20.30 Uhr. Schon über zwanzig Personen anwesend, und das bei einer Veranstaltung, die erst um 22 Uhr beginnen soll. Besetze ein winziges rundes Tischchen im Kaffee Burger, gerade groß genug für Laptop und Bier. Irgendwann erscheint jener Egor Letov, schmieriges Haar und Russisches-Kassengestell-Brille, Mikrofonprobe: „Ras, dwa, tri!“

21.45 Uhr. Schlechte Luft, viel Russisch, auch Haschschwaden. Gespräch mit den Nachbarn, die versuchen, zu beschreiben, was Egor Letov für Russland ist, 7Wyssotzki war ja viel zu pathetisch, ist immer auf die Berge gestiegen und so, aber mit Letov sind sie aufgewachsen, mit ihm waren sie jung und sind sie jetzt erwachsen. Er füllt nicht gerade Stadien mit Menschen. Aber die Gefühle! So? frage ich, also füllt er Stadien mit Gefühlen? Ja, so was in der Art. Scheinbar normales Konzertpublikum im Burger, doch könnten dem Beobachter die etwas breiteren Wangenknochen der Anwesenden auffallen.

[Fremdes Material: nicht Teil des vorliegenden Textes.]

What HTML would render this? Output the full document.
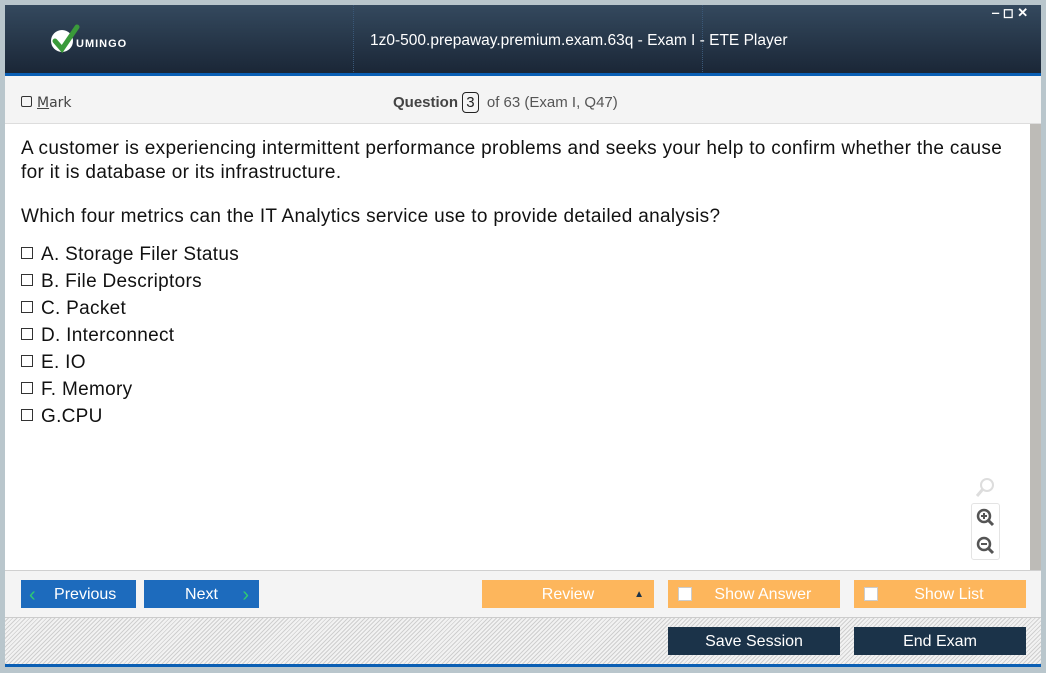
<!DOCTYPE html>
<html><head><style>
*{margin:0;padding:0;box-sizing:border-box}
body{width:1046px;height:673px;background:#b9c6cc;font-family:"Liberation Sans",sans-serif;position:relative;overflow:hidden}
.abs{position:absolute}
.hdr{left:5px;top:5px;width:1036px;height:69px;background:linear-gradient(#34495e,#1a2636)}
.title{left:370px;top:32px;color:#fff;font-size:15.5px;white-space:nowrap}
.bl{background:#0a5fb4}
.tb{left:5px;top:76px;width:1036px;height:48px;background:#f4f4f4;border-bottom:1px solid #ddd}
.ct{left:5px;top:124px;width:1025px;height:446px;background:#fff}
.sb{left:1030px;top:124px;width:11px;height:446px;background:#bdbbb7}
.q{left:21px;font-size:19px;color:#111;letter-spacing:0.32px;white-space:nowrap}
.opt{left:21px;font-size:19px;color:#111;letter-spacing:0.3px}
.cb{display:inline-block;width:12px;height:12px;border:1px solid #333;margin-right:8px;vertical-align:1px}
.nav{left:5px;top:570px;width:1036px;height:47px;background:#f4f4f4;border-top:1px solid #d0d0d0}
.hat{left:5px;top:617px;width:1036px;height:47px;background:repeating-linear-gradient(135deg,#f2f2f2 0 2px,#cfcfcf 2px 3px);border-top:1px solid #ccc}
.btn{height:28px;color:#fff;font-size:16px;text-align:center;line-height:30px}
.blue{background:#1d6bbd}
.or{background:#fdb65c}
.dk{background:#1b3349}
.wcb{position:absolute;left:10px;top:7px;width:14px;height:14px;background:#fff;border:1px solid #ccc}
</style></head><body>
<div class="abs hdr"></div>
<div class="abs" style="left:353px;top:5px;height:69px;border-left:1px dotted #3a5878"></div>
<div class="abs" style="left:702px;top:5px;height:69px;border-left:1px dotted #3a5878"></div>
<svg class="abs" style="left:50px;top:24px" width="30" height="30" viewBox="0 0 30 30"><circle cx="12" cy="17" r="11" fill="#fff"/><path d="M5 17 L12 25 L27 3" stroke="#3a9a3a" stroke-width="5" fill="none" stroke-linecap="round"/></svg>
<div class="abs" style="left:76px;top:38px;color:#fff;font-size:11px;font-weight:bold;letter-spacing:1px">UMINGO</div>
<div class="abs title">1z0-500.prepaway.premium.exam.63q - Exam I - ETE Player</div>
<div class="abs" style="left:992px;top:5px;color:#fff;font-size:13px;font-weight:bold">‒ ◻ ✕</div>
<div class="abs bl" style="left:5px;top:73px;width:1036px;height:3px"></div>
<div class="abs tb"></div>
<div class="abs" style="left:21px;top:95px;font-size:14px;color:#444;font-family:'DejaVu Sans',sans-serif"><span class="cb" style="width:11px;height:11px;border-radius:2px;margin-right:5px;vertical-align:0"></span><u>M</u>ark</div>
<div class="abs" style="left:393px;top:92px;font-size:15px;color:#555"><b style="color:#444">Question</b> <span style="display:inline-block;border:1px solid #222;border-radius:4px;padding:1px 3px;color:#222">3</span> &nbsp;of 63 (Exam I, Q47)</div>
<div class="abs ct"></div>
<div class="abs sb"></div>
<div class="abs q" style="top:137px;line-height:24px">A customer is experiencing intermittent performance problems and seeks your help to confirm whether the cause<br>for it is database or its infrastructure.</div>
<div class="abs q" style="top:206px">Which four metrics can the IT Analytics service use to provide detailed analysis?</div>
<div class="abs opt" style="top:244px"><span class="cb"></span>A. Storage Filer Status</div>
<div class="abs opt" style="top:271px"><span class="cb"></span>B. File Descriptors</div>
<div class="abs opt" style="top:298px"><span class="cb"></span>C. Packet</div>
<div class="abs opt" style="top:325px"><span class="cb"></span>D. Interconnect</div>
<div class="abs opt" style="top:352px"><span class="cb"></span>E. IO</div>
<div class="abs opt" style="top:379px"><span class="cb"></span>F. Memory</div>
<div class="abs opt" style="top:406px"><span class="cb"></span>G.CPU</div>
<svg class="abs" style="left:974px;top:476px" width="24" height="24"><circle cx="13" cy="9" r="6" stroke="#ddd" stroke-width="2" fill="none"/><path d="M9 13 L3 20" stroke="#ddd" stroke-width="3"/></svg>
<div class="abs" style="left:971px;top:503px;width:29px;height:57px;border:1px solid #e4e4e4;border-radius:3px;background:#fff"></div>
<svg class="abs" style="left:975px;top:507px" width="22" height="22"><circle cx="9" cy="9" r="6" stroke="#555" stroke-width="2.5" fill="none"/><path d="M6 9h6M9 6v6" stroke="#555" stroke-width="2"/><path d="M13 13l5 5" stroke="#555" stroke-width="3"/></svg>
<svg class="abs" style="left:975px;top:535px" width="22" height="22"><circle cx="9" cy="9" r="6" stroke="#555" stroke-width="2.5" fill="none"/><path d="M6 9h6" stroke="#555" stroke-width="2"/><path d="M13 13l5 5" stroke="#555" stroke-width="3"/></svg>
<div class="abs nav"></div>
<div class="abs btn blue" style="left:21px;top:580px;width:115px"><span style="position:absolute;left:8px;font-size:20px;color:#2ecc71">&lsaquo;</span>&nbsp;&nbsp;&nbsp;Previous</div>
<div class="abs btn blue" style="left:144px;top:580px;width:115px">Next<span style="position:absolute;right:10px;font-size:20px;color:#2ecc71">&rsaquo;</span></div>
<div class="abs btn or" style="left:482px;top:580px;width:172px">Review<span style="position:absolute;right:10px;font-size:10px;color:#1b3349">▲</span></div>
<div class="abs btn or" style="left:668px;top:580px;width:172px"><span class="wcb"></span>&nbsp;&nbsp;&nbsp;&nbsp;Show Answer</div>
<div class="abs btn or" style="left:854px;top:580px;width:172px"><span class="wcb"></span>&nbsp;&nbsp;&nbsp;&nbsp;Show List</div>
<div class="abs hat"></div>
<div class="abs btn dk" style="left:668px;top:627px;width:172px">Save Session</div>
<div class="abs btn dk" style="left:854px;top:627px;width:172px">End Exam</div>
<div class="abs bl" style="left:5px;top:664px;width:1036px;height:3px"></div>
</body></html>
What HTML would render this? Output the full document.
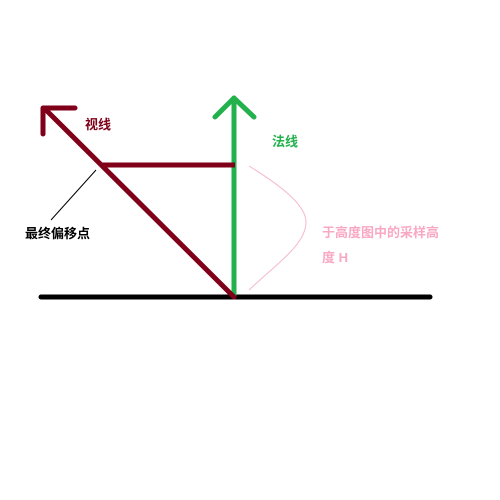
<!DOCTYPE html>
<html><head><meta charset="utf-8"><style>
html,body{margin:0;padding:0;background:#fff;width:500px;height:500px;overflow:hidden}
svg{display:block}
text{font-family:"Liberation Sans","Noto Sans CJK SC",sans-serif;font-weight:bold;font-size:13px}
</style></head><body>
<svg width="500" height="500" viewBox="0 0 500 500">
<line x1="41" y1="297" x2="430" y2="297" stroke="#000" stroke-width="5" stroke-linecap="round"/>
<line x1="234" y1="295" x2="234" y2="98" stroke="#22b14c" stroke-width="5" stroke-linecap="round"/>
<polyline points="215,117 234,98 254,117" fill="none" stroke="#22b14c" stroke-width="5" stroke-linecap="round" stroke-linejoin="round"/>
<line x1="234" y1="297" x2="44" y2="108" stroke="#7f0018" stroke-width="5" stroke-linecap="round"/>
<polyline points="75,108 43,108 43,134" fill="none" stroke="#7f0018" stroke-width="5" stroke-linecap="round" stroke-linejoin="round"/>
<line x1="101" y1="165" x2="235" y2="165" stroke="#7f0018" stroke-width="5"/>
<line x1="96" y1="170" x2="51" y2="220" stroke="#000" stroke-width="1"/>
<path d="M249,166 C280,185 306,205 306,222 C306,245 275,265 249,290" fill="none" stroke="#f5b8cb" stroke-width="1"/>
<text x="85" y="129" fill="#7f0018">视线</text>
<text x="272" y="146" fill="#22b14c">法线</text>
<text x="25" y="238" fill="#000">最终偏移点</text>
<text x="322" y="237" fill="#f9a8c4">于高度图中的采样高</text>
<text x="322" y="262" fill="#f9a8c4">度 H</text>
</svg>
</body></html>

22.25 Uhr. Eher zaghafte Versuche rhythmischen Klatschens, 22.30 Uhr fängt’s dann an, viel voller scheint es nicht werden zu können, aber natürlich wird’s noch viel voller. Allein sitzt der Künstler auf einem Stühlchen, spielt auf der E-Gitarre und singt russischen Punk, seine Haare hängen ihm ins Gesicht, was ihn nicht zu stören scheint. Dead-Kennedys-T-Shirt und eine Flaschen Cognac vervollständigen das Ensemble.

Gegen Letov wirkt Bob Dylan geschwätzig, Lied für Lied spielt er, Absage an alles, und Jello Biafra nicht abgeneigt, findet ein Anwesender. Zwischenzeitlich kommt mir der dringende Verdacht, dass er einst mit Band umherzog, dass aber deren Mitglieder schon alle gestorben sind.

Ein junger Mann mit einem Slytanic-Wehrmacht-T-Shirt fällt auf, er strahlt über den Erfolg seines Idols, später erfahre ich, dass dieser 18-jährige Russlanddeutsche dem Künstler die Tickets aus Omsk finanziert hat und dieses Konzert hier also überhaupt erst möglich machte.

Ab 23.20 Uhr werden eigentlich alle Lieder mitgesungen: Alles geht nach Plan, fsjo idjott na planu, ocho, monja moroda, ich hab’s vergessen, du glaubst, dass du nicht stirbst. 23.45 Uhr: Schluss. Abrupter emphatischer Beifall, aber keine ernsthaften Zugabeverlangen. Ob das an der brummenden Rückkopplung liegt? Es kommt alles zusammen, die Legende dieses Mannes, der scheinbar problemlos Hunderte Russen in Berlin mobilisiert, der 18-jährige Ticketkäufer, wie alle mitsingen und ihn ansehen. Neid kommt auf bei mir auf diese russische Gemeinschaft mit ihrem eigenen kulturellen Hintergrund. Noch einige Wodka, und ich würde die russische Seele erwähnen, die unsterbliche.